Relationship Cost: This is the silent one. When your rush job delays my other loyal client's order, my team is stressed, and my scheduler is frustrated. We'll do it for you, but it strains the system. A company that constantly operates in emergency mode burns out its vendors—and its own team.
Our company lost a $15,000 annual contract in 2023 because we tried to save $400 on a standard proofing cycle for a big order instead of paying for the rush proof. A color mismatch made it to print. The consequence was a furious client and a terminated relationship. That's when we implemented our '48-Hour Minimum Buffer' policy for all new clients.
The Way Out (It's Simpler Than You Think)

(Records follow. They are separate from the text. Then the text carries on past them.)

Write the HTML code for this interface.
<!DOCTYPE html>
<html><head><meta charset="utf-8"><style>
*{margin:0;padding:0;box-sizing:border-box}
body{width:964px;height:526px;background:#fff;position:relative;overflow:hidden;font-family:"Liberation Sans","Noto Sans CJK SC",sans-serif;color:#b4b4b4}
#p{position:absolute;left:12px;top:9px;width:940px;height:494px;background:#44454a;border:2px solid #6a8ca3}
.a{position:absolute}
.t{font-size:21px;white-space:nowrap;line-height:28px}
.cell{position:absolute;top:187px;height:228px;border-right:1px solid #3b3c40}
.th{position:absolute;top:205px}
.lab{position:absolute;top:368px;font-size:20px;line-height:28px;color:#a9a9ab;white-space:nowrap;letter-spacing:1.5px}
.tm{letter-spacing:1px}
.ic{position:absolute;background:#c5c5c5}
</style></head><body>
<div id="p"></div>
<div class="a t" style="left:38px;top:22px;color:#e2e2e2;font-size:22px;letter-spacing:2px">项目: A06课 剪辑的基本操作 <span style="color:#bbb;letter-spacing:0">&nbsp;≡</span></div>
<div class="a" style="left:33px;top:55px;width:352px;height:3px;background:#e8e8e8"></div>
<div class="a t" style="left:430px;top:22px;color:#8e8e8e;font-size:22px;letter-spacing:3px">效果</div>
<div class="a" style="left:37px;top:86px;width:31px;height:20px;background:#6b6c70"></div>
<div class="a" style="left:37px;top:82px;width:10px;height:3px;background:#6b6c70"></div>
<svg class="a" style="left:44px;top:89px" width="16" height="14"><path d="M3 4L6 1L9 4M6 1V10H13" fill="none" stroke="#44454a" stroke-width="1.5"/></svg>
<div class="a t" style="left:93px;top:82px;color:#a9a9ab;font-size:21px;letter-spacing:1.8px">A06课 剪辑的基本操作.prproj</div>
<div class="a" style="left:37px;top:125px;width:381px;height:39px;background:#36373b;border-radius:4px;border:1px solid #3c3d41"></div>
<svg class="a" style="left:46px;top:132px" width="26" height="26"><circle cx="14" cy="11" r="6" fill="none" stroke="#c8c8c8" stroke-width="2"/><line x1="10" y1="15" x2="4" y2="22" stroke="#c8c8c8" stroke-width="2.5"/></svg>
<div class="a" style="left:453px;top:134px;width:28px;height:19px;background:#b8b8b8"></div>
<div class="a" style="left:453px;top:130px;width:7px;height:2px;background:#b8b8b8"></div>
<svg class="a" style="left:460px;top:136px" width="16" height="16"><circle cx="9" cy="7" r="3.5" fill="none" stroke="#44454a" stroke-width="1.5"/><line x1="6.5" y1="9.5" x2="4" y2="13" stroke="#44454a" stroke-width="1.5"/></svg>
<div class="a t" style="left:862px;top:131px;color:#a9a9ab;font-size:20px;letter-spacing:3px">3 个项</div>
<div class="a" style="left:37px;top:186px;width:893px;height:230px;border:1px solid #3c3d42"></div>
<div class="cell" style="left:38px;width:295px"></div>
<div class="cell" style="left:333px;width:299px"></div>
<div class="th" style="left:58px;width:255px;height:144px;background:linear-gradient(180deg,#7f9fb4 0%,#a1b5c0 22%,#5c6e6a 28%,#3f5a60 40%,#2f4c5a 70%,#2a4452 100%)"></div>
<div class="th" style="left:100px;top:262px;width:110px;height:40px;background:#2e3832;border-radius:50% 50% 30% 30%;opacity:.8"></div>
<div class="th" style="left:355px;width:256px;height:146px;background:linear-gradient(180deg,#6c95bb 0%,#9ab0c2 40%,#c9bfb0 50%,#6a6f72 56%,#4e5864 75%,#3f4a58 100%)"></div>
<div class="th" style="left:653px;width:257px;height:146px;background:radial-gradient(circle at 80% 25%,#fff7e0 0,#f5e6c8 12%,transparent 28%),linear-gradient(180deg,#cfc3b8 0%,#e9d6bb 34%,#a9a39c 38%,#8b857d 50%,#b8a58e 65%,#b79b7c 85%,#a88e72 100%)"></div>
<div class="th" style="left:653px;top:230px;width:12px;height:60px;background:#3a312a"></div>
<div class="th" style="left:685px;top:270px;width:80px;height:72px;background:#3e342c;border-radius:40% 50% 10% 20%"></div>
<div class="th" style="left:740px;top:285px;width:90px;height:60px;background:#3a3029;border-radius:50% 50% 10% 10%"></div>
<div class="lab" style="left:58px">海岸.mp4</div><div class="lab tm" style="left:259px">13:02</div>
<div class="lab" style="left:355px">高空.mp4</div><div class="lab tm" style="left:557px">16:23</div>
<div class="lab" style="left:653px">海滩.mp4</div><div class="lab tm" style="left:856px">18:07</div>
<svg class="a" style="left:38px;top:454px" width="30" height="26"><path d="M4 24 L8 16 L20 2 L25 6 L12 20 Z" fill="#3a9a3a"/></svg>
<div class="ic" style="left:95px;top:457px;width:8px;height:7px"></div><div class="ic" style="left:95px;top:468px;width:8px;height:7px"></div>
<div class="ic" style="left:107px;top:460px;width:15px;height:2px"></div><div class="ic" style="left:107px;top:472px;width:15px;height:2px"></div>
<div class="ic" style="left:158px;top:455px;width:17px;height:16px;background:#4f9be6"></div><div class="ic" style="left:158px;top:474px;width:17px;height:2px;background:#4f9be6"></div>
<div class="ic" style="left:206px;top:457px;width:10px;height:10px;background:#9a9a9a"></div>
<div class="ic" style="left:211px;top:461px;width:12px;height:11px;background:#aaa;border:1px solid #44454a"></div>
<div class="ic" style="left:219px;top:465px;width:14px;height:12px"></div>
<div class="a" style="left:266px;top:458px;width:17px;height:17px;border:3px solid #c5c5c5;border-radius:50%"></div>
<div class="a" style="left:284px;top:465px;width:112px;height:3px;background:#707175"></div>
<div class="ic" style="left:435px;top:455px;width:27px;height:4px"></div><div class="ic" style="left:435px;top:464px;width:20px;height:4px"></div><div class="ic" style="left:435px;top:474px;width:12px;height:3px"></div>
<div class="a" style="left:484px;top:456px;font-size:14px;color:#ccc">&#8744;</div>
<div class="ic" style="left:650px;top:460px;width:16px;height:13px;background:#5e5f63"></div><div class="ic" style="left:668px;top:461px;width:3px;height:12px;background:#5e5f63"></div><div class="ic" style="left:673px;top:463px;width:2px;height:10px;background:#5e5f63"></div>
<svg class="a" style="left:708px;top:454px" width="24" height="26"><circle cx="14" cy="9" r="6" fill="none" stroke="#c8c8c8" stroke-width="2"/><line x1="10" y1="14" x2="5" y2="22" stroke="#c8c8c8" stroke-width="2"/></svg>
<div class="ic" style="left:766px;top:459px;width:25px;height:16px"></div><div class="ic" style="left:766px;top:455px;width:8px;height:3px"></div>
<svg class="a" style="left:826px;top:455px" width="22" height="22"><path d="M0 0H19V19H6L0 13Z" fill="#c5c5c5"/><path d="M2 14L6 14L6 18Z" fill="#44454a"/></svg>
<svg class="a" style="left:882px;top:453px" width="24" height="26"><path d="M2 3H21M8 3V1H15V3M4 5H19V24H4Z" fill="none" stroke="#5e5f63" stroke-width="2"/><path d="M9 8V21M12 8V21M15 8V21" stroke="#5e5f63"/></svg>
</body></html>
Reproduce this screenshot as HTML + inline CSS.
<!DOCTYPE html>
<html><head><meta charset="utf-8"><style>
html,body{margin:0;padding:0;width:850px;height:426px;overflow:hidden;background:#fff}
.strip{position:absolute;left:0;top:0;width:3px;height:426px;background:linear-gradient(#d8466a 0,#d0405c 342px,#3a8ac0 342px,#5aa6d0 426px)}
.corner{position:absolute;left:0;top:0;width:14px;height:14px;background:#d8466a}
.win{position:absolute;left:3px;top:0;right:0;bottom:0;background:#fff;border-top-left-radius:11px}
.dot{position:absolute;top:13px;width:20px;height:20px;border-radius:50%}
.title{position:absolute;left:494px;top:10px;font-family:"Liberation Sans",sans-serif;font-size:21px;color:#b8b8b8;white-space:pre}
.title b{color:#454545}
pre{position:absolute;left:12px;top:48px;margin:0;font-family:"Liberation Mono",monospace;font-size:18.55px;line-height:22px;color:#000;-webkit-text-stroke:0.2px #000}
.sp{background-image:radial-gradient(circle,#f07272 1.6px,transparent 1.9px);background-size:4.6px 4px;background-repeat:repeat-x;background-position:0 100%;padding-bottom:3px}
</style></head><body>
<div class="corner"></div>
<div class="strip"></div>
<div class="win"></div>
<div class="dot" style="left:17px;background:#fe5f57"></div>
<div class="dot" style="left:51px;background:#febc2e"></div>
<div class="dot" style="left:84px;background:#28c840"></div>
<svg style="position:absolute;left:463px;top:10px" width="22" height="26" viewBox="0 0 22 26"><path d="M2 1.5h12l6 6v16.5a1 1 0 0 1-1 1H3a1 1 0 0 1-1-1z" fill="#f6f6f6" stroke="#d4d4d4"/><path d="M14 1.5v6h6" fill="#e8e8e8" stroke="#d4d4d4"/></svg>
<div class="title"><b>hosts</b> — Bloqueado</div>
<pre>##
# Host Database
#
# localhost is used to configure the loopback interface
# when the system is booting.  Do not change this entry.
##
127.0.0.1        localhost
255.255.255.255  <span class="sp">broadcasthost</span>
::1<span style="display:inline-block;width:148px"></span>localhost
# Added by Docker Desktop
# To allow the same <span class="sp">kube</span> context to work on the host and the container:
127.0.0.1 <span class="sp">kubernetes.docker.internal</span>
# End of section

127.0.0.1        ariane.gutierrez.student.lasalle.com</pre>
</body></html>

After 3 failed rush orders with discount online vendors who promised the moon, our policy now is brutally simple: plan for the emergency before it happens. The solution isn't a better rush printer; it's avoiding the need for one.
1. Build a Time Buffer into Every Project. If you need it by the 10th, tell your vendor the deadline is the 7th. This 3-day cushion is free insurance against 90% of printing emergencies.
2. Pay for the Physical Proof. According to FTC guidelines (ftc.gov), claims must be substantiated. A PDF on your screen is not a substantiated proof of how ink will lay on paper. That $50 proof fee is the cheapest way to avoid a $5000 reprint.
3. Have a "Go Bag" for Your Brand. Keep print-ready, approved files for your most common emergency items (sell sheets, basic brochures, door signs) in a dedicated cloud folder. When panic strikes, you're not also designing.
The goal isn't to never pay a rush fee. Sometimes, despite the best planning, a true emergency hits. The goal is to make that fee a rare, strategic expense—a tool for genuine surprises—rather than a regular subscription fee for poor planning. When you understand the real, cascading cost of that "simple" rush job, the value of a calm, planned timeline becomes the easiest decision you'll make all quarter.
So glad we implemented that buffer policy. Almost kept chasing the "fast and cheap" myth, which would have meant more stressed teams, more compromised quality, and more of those invisible costs eating away at the bottom line. Dodged a bullet.